‘The Death of God (At Five in the Afternoon)’

Film-Philosophy Conference 2019
Panel presentation
University of Brighton, 9-11 July, 2019

The grandfather digs in the desert with a shard of rock. Beneath a bruised sky, the old man all the while laments the death of god. ‘Blasphemy reigns in Kabul’ he murmurs; it is ‘as if God had died.’ The Talban are gone. Refugees – those who fled the new Afghanistan – are returning. Music blares from radios. Infidel soldiers walk the streets. Women leave home faces uncovered. Girls are schooled. He had to lead his family away from Kabul. Thus the final sequence of Samira Makhmalbaf’s At Five in the Afternoon (2003): the old man crouched in the sand, digging a little grave for his son’s dead baby, all the while bemoaning the death of god.

The film begins very differently. Nogreh, the old man’s daughter and the centre of the film, sees such a death of god as a new dawn. Both perspectives are expressed in the opening aphorism of book five of Nietzsche’s The Gay Science (1882/1887). Yet the aphorism is with Nogreh, the death of god is liberation and affirmation.

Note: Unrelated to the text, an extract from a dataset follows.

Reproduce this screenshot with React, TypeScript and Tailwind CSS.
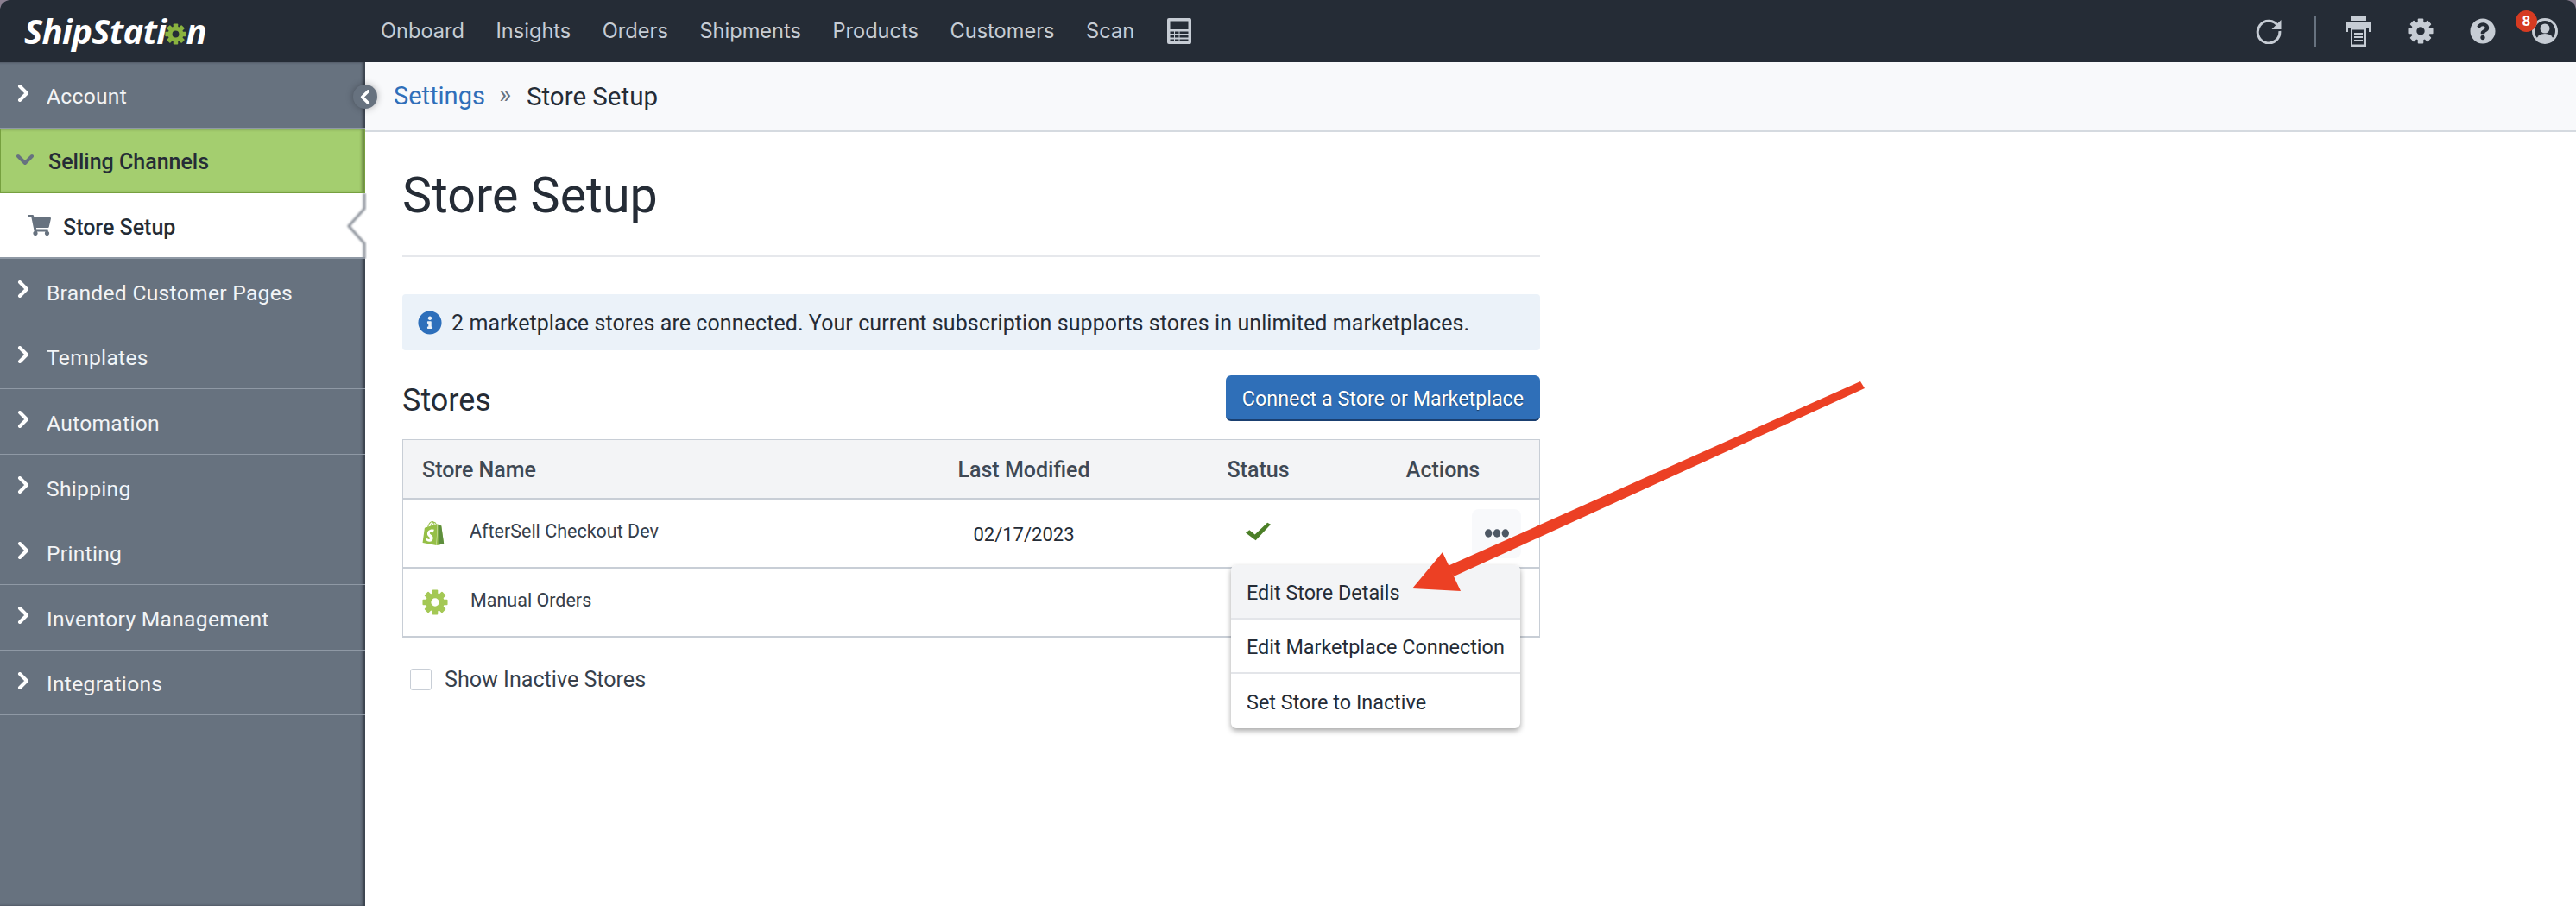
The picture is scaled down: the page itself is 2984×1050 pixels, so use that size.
import React from "react";
import { FaShoppingCart, FaQuestionCircle, FaInfoCircle } from "react-icons/fa";
import { SiShopify } from "react-icons/si";

const Gear = ({ className }: { className?: string }) => (
  <svg viewBox="0 0 32 32" className={className} fill="currentColor">
    {[0, 45, 90, 135, 180, 225, 270, 315].map((a) => (
      <rect key={a} x="12.5" y="0.5" width="7" height="8" rx="1" transform={`rotate(${a} 16 16)`} />
    ))}
    <path fillRule="evenodd" d="M16 4.5a11.500 11.500 0 1 0 0 23a11.500 11.500 0 1 0 0-23zM16 11a5 5 0 1 1 0 10a5 5 0 1 1 0-10z" />
  </svg>
);

const Chevron = ({ dir = "right", className }: { dir?: "right" | "down" | "left"; className?: string }) => {
  const pts = dir === "right" ? "3,2 11,10 3,18" : dir === "left" ? "11,2 3,10 11,18" : "2,3 10,11 18,3";
  const vb = dir === "down" ? "0 0 20 14" : "0 0 14 20";
  return (
    <svg viewBox={vb} className={className} fill="none" stroke="currentColor" strokeWidth="4" strokeLinecap="round" strokeLinejoin="round">
      <polyline points={pts} />
    </svg>
  );
};

const Refresh = () => (
  <svg viewBox="0 0 30 30" className="w-[30px] h-[30px]" fill="none">
    <path d="M26 9.500A12.800 12.800 0 1 0 27.800 15" stroke="#c6ccd4" strokeWidth="3" />
    <path d="M29.500 2v11H18.500z" fill="#c6ccd4" />
  </svg>
);

const Printer = () => (
  <svg viewBox="0 0 30 36" className="w-[30px] h-[36px]" fill="#c6ccd4">
    <path d="M6 0h18v6H6z" />
    <path d="M0 7h30v12h-3v-5H3v5H0z" />
    <path fillRule="evenodd" d="M6 14h18v22H6zM8 16.500v17h14v-17z" />
    <path d="M10 20h10v2H10zM10 24h10v2H10zM10 28h10v2H10z" />
  </svg>
);

const Calculator = () => (
  <svg viewBox="0 0 28 30" className="w-[28px] h-[30px]">
    <rect width="28" height="30" rx="2" fill="#c6ccd4" />
    <rect x="3.500" y="3.500" width="21" height="9.500" fill="#252c36" />
    {[15.500, 20, 24.500].map((y) =>
      [3.500, 9, 14.500, 20].map((x) => <rect key={`${x}-${y}`} x={x} y={y} width="4.500" height="2.500" fill="#252c36" />)
    )}
  </svg>
);

const UserCircle = () => (
  <svg viewBox="0 0 30 30" className="w-[30px] h-[30px]">
    <defs>
      <clipPath id="uc"><circle cx="15" cy="15" r="13" /></clipPath>
    </defs>
    <circle cx="15" cy="15" r="13.500" fill="none" stroke="#c6ccd4" strokeWidth="3" />
    <g clipPath="url(#uc)" fill="#c6ccd4">
      <circle cx="15" cy="12" r="5.500" />
      <ellipse cx="15" cy="26" rx="10" ry="8" />
    </g>
  </svg>
);

const Check = () => (
  <svg viewBox="0 0 30 32" preserveAspectRatio="none" className="w-[29px] h-[22px] -mt-[4px] text-[#4b7f27]" fill="currentColor">
    <path d="M0 18l4.500-4.500L11 21 26 1l4 3-18 27z" />
  </svg>
);

const Dots = () => (
  <svg viewBox="0 0 30 10" className="w-[28px] h-[10px] text-[#4e5864]" fill="currentColor">
    <ellipse cx="4.500" cy="5" rx="4.500" ry="5" />
    <ellipse cx="15" cy="5" rx="4.500" ry="5" />
    <ellipse cx="25.500" cy="5" rx="4.500" ry="5" />
  </svg>
);

const navItems = ["Onboard", "Insights", "Orders", "Shipments", "Products", "Customers", "Scan"];
const lower = ["Branded Customer Pages", "Templates", "Automation", "Shipping", "Printing", "Inventory Management", "Integrations"];

function SideRow({ label }: { label: string }) {
  return (
    <div className="h-[75.6px] flex items-center pl-[20px] border-b border-[#8f99a5] text-white">
      <Chevron className="w-[14px] h-[20px] text-white mr-[20px] -mt-[4px]" />
      <span className="text-[24.600px] tracking-[0.3px] text-[#f2f4f6] pt-[6px]">{label}</span>
    </div>
  );
}

export default function App() {
  return (
    <div className="relative h-[1050px] w-[2984px] overflow-hidden bg-white text-[#252c36] font-['Roboto',sans-serif]">
      <div className="bg-[#8a7f90]">
        <header className="h-[72px] bg-[#252c36] rounded-t-[12px] flex items-center">
          <div className="w-[441px] pl-[28px] flex items-center text-white font-['Open_Sans',sans-serif] italic font-bold text-[40px] tracking-[-0.7px] leading-none shrink-0">
            <span>ShipStati</span>
            <Gear className="w-[25px] h-[25px] text-[#8ab33f] mt-[7px] -ml-[1px] mr-[-1px]" />
            <span>n</span>
          </div>
          <nav className="flex items-center gap-[36.500px] text-[23.600px] text-[#c6ccd4] font-['Inter',sans-serif]">
            {navItems.map((n) => (
              <span key={n}>{n}</span>
            ))}
            <span className="ml-[1px]"><Calculator /></span>
          </nav>
          <div className="ml-auto pr-[21px] flex items-center">
            <Refresh />
            <div className="w-[2px] h-[36px] bg-[#67727f] ml-[38px] mr-[34px]" />
            <Printer />
            <Gear className="w-[30px] h-[30px] text-[#c6ccd4] ml-[42px]" />
            <FaQuestionCircle className="w-[30px] h-[30px] text-[#c6ccd4] ml-[42px]" />
            <div className="relative ml-[42px]">
              <UserCircle />
              <span className="absolute top-[-9px] left-[-19px] w-[25px] h-[25px] rounded-full bg-[#d63b22] text-white text-[17px] font-bold flex items-center justify-center">8</span>
            </div>
          </div>
        </header>
      </div>

      <div className="flex h-[978px]">
        <aside className="relative w-[423px] shrink-0 bg-[#67727f] shadow-[inset_-3px_0_3px_rgba(30,35,45,0.6)]">
          <div className="h-[77px] flex items-center pl-[20px] border-b border-[#8f99a5] text-white">
            <Chevron className="w-[14px] h-[20px] mr-[20px] -mt-[4px]" />
            <span className="text-[24.600px] tracking-[0.3px] text-[#f2f4f6] pt-[5px]">Account</span>
          </div>
          <div className="h-[75px] flex items-center pl-[18px] bg-[#a4ce6f] border border-[#76a03f] shadow-[inset_-3px_0_3px_rgba(60,80,30,0.5)]">
            <Chevron dir="down" className="w-[20px] h-[14px] text-[#67727f] mr-[17px] -mt-[3px]" />
            <span className="text-[25px] font-medium text-[#252c36] pt-[3px]">Selling Channels</span>
          </div>
          <div className="h-[76px] flex items-center pl-[32px] bg-white border-b-2 border-[#8f99a5]">
            <FaShoppingCart className="w-[27px] h-[24px] text-[#67727f] mr-[14px]" />
            <span className="text-[25px] font-medium text-[#252c36] pt-[5px]">Store Setup</span>
          </div>
          {lower.map((l) => (
            <SideRow key={l} label={l} />
          ))}
        </aside>

        <main className="flex-1 min-w-0">
          <div className="h-[81px] bg-[#f8f9fb] border-b-2 border-[#d5dae0] flex items-center pl-[33px] text-[29px]">
            <span className="text-[#2f6fba] pt-[1px]">Settings</span>
            <span className="mx-[16px] text-[#67727f] text-[30px] -mt-[6px]">»</span>
            <span className="text-[#252c36] text-[29.500px] pt-[1px] ml-[2px]">Store Setup</span>
          </div>
          <div className="w-[1361px] pl-[43px]">
            <h1 className="h-[145px] border-b-2 border-[#e6e8ec] flex items-center text-[57.400px] font-normal leading-none text-[#252c36] pt-[4px]">Store Setup</h1>
            <div className="mt-[43px] h-[65px] bg-[#ebf2f9] rounded-[4px] flex items-center pl-[18px]">
              <FaInfoCircle className="w-[28px] h-[28px] text-[#2d6fbb] mr-[11px]" />
              <span className="text-[25px] tracking-[0.08px] pt-[2px]">2 marketplace stores are connected. Your current subscription supports stores in unlimited marketplaces.</span>
            </div>
            <div className="mt-[29px] h-[53px] flex items-center justify-between">
              <h2 className="text-[36px] font-normal pt-[5px]">Stores</h2>
              <button className="w-[364px] h-[53px] rounded-[6px] bg-[#2f6fb8] border-b-2 border-[#1a3f70] text-white text-[23.300px] pt-[4px] [text-shadow:0_1px_1px_rgba(0,0,0,0.5)]">Connect a Store or Marketplace</button>
            </div>
            <div className="mt-[21px] border border-b-2 border-[#c8ced6]">
              <div className="h-[69px] bg-[#f3f4f6] border-b-2 border-[#c8ced6] grid grid-cols-[533px_372px_170px_1fr] items-center text-[25px] font-medium text-[#3f4955] pt-[2px]">
                <span className="pl-[22px]">Store Name</span>
                <span className="text-center">Last Modified</span>
                <span className="text-center pl-[1px]">Status</span>
                <span className="text-center pl-[18px]">Actions</span>
              </div>
              <div className="h-[80px] border-b-2 border-[#c8ced6] grid grid-cols-[533px_372px_170px_1fr] items-center">
                <div className="flex items-center pl-[22px]">
                  <span className="relative w-[28px] h-[30px] -ml-[1px]">
                    <SiShopify className="absolute inset-0 w-[28px] h-[30px] text-[#95bf47]" />
                    <SiShopify className="absolute inset-0 w-[28px] h-[30px] text-[#5e8e3e] [clip-path:inset(0_0_0_70%)]" />
                  </span>
                  <span className="ml-[28px] text-[21.500px] -mt-[4px] text-[#36404b]">AfterSell Checkout Dev</span>
                </div>
                <span className="text-center text-[22px] pt-[2px]">02/17/2023</span>
                <div className="flex justify-center"><Check /></div>
                <div className="flex justify-end pr-[21px]">
                  <div className="w-[57px] h-[57px] rounded-[8px] bg-[#f8f9fb] flex items-center justify-center">
                    <Dots />
                  </div>
                </div>
              </div>
              <div className="h-[78px] flex items-center pl-[22px]">
                <Gear className="w-[30px] h-[30px] text-[#a4c855]" />
                <span className="ml-[26px] text-[21.500px] -mt-[4px] text-[#36404b]">Manual Orders</span>
              </div>
            </div>
            <label className="mt-[30px] ml-[9px] flex items-center">
              <span className="w-[25px] h-[25px] rounded-[3px] border border-[#c8ced6] bg-white" />
              <span className="ml-[15px] text-[25.100px] text-[#36404b]">Show Inactive Stores</span>
            </label>
          </div>
        </main>
      </div>

      {/* collapse handle */}
      <div className="absolute left-[409px] top-[98px] w-[28px] h-[28px] rounded-full bg-[#67727f] flex items-center justify-center shadow-[0_0_8px_rgba(0,0,0,0.3)]">
        <Chevron dir="left" className="w-[12px] h-[17px] text-white" />
      </div>

      {/* active notch shadow */}
      <svg className="absolute left-[395px] top-[224px] pointer-events-none" width="30" height="76" viewBox="0 0 30 76">
        <defs>
          <filter id="nb" x="-50%" y="-10%" width="200%" height="120%"><feGaussianBlur stdDeviation="1" /></filter>
        </defs>
        <polyline points="27,0 27,18 9,38 27,58 27,76" fill="none" stroke="#8a9099" strokeWidth="3" filter="url(#nb)" />
      </svg>

      {/* dropdown */}
      <div className="absolute left-[1426px] top-[655px] w-[335px] h-[189px] bg-white rounded-[6px] shadow-[0_3px_6px_rgba(0,0,0,0.35)] text-[23.400px] text-[#252c36] flex flex-col overflow-hidden">
        <div className="h-[63px] flex items-center pl-[18px] pt-[5px] bg-[#f3f4f6] border-b-2 border-[#e3e5e9]">Edit Store Details</div>
        <div className="h-[63px] flex items-center pl-[18px] pt-[5px] border-b-2 border-[#e3e5e9]">Edit Marketplace Connection</div>
        <div className="h-[63px] flex items-center pl-[18px] pt-[5px]">Set Store to Inactive</div>
      </div>

      {/* annotation arrow */}
      <svg className="absolute left-0 top-0 pointer-events-none" width="2984" height="1050">
        <polygon points="2155,442 2160,450 1684,668 1677,656" fill="#ec4024" />
        <polygon points="1671,640 1636,682 1692,685" fill="#ec4024" />
      </svg>
    </div>
  );
}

This final chapter of the book, however, was written some five years after the original edition. The Gay Science is thus an exemplary moment of Nietzsche’s shifting of perspectives. Chapter five overcomes the more horrifying encounters with the death of god in the original. The cave of shadows in ‘New battles’ (III§108) and the tale of ‘The madman’ (III§125) appears resolved with ‘How to understand our cheerfulness’ (V§343).

At Five in the Afternoon can thus be seen as a reversal of the trajectory of The Gay Science: the daughter’s joy is overwhelmed – at the end of the film – by her father’s feelings of loss. This paper explores the consequences of such a reversal for the film, as well as the film’s challenge to a Nietzschean philosophy of affirmation.